私が当時働いていたのは、民営化する前の某郵●局。パートで内勤事務として働いていました。

いろんなお電話を受ける機会もありましたし、クレームなども受けることもしばしば。
そんな電話を受けていた毎日のですが、あの出来事はこのお仕事をしていて良かったなあと思える出来事でした。


いつものように名乗って電話をとると、お相手は(その方のお話によると)お年が60代の話し口調がとても上品な女性でした。

お電話が来たのは、まだ秋の初めくらい。
お仕事でりんごのギフトを秋になると取り扱うことがありましたが、その女性はりんごをほしいのですという何気ない内容。

私は電話の女性のお話を伺いながら、りんごのギフトの申込用紙を黙々と用意してました。
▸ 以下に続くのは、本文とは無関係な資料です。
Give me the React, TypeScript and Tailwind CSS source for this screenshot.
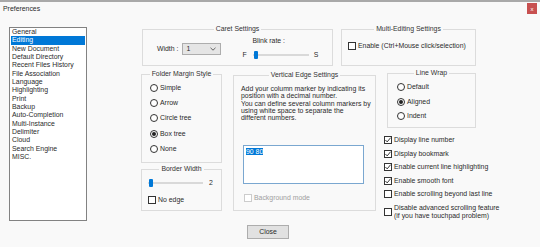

すると女性は用件が終わったのに、まだお話を続けるのです。

「私はね今そちらの故郷から遠く離れた東京に住んでいるんだけれども、上京してきてもう何十年経ったかしら。

いろいろ大変なこともあったし、辛いこともあったけどもがんばってきたわー。」


私は失礼ながら内心、うわこの話長くなりそうだ…あんまり長話だと業務にも差し支えるってお小言言われるんだよな…と思ってしました。でも、お客様の気分を害しちゃまずい。これもお仕事だよね、と言い聞かせてお話を聞いてました。


「ある日に用事で郵●局にいったら小包ギフトのコーナーに、私の故郷のりんごギフトの申込用紙があったの。

私は嬉しくなりましてね、自分の故郷のりんごが遠く離れたところでしかも郵●局でみつけるなんてね。私は早速申し込みをしましたのよ。そのりんごが本当においしくてね、故郷の味だったわ。
それから毎年この時期はりんごの注文をして故郷を思い出していたんですよ。
ところがね、今年は近所の郵●局に行ってみたけれども、りんごの申込用紙が無かったんですよ。
私はどうしても故郷のりんごが食べたかったのよ、だからお電話しました。」

その方がこのりんごをそんなに心待ちしていてくれるなんてとなんだかうれしくなりました。

そして
「ごめんなさいねお仕事の最中に、おばあちゃんの長話に付き合っていただいて。私一人ぼっちでね、今話し相手がいなくてさびしかったものだから。お話聞いてくださって本当にどうもありがとう。これからもがんばってくださいね。りんご楽しみにしています。」

たった数分の電話で感謝されて、こんなに待っていてくれる方がいるなんてと、心が暖かくなりました。

そのあと女性に送る申し込み用紙の封筒に、一筆添えて送りました。

「いつも楽しみにしてくださりありがとうございます。お電話でご依頼ありましたりんごの申込用紙を同封いたします。ふるさとのりんごをぜひご堪能ください。お電話いただき誠にありがとうございました。」

あれから8年。
秋になり、りんごを見ると、今も女性はふるさとのりんごを食べているのだろうか?と思い出します。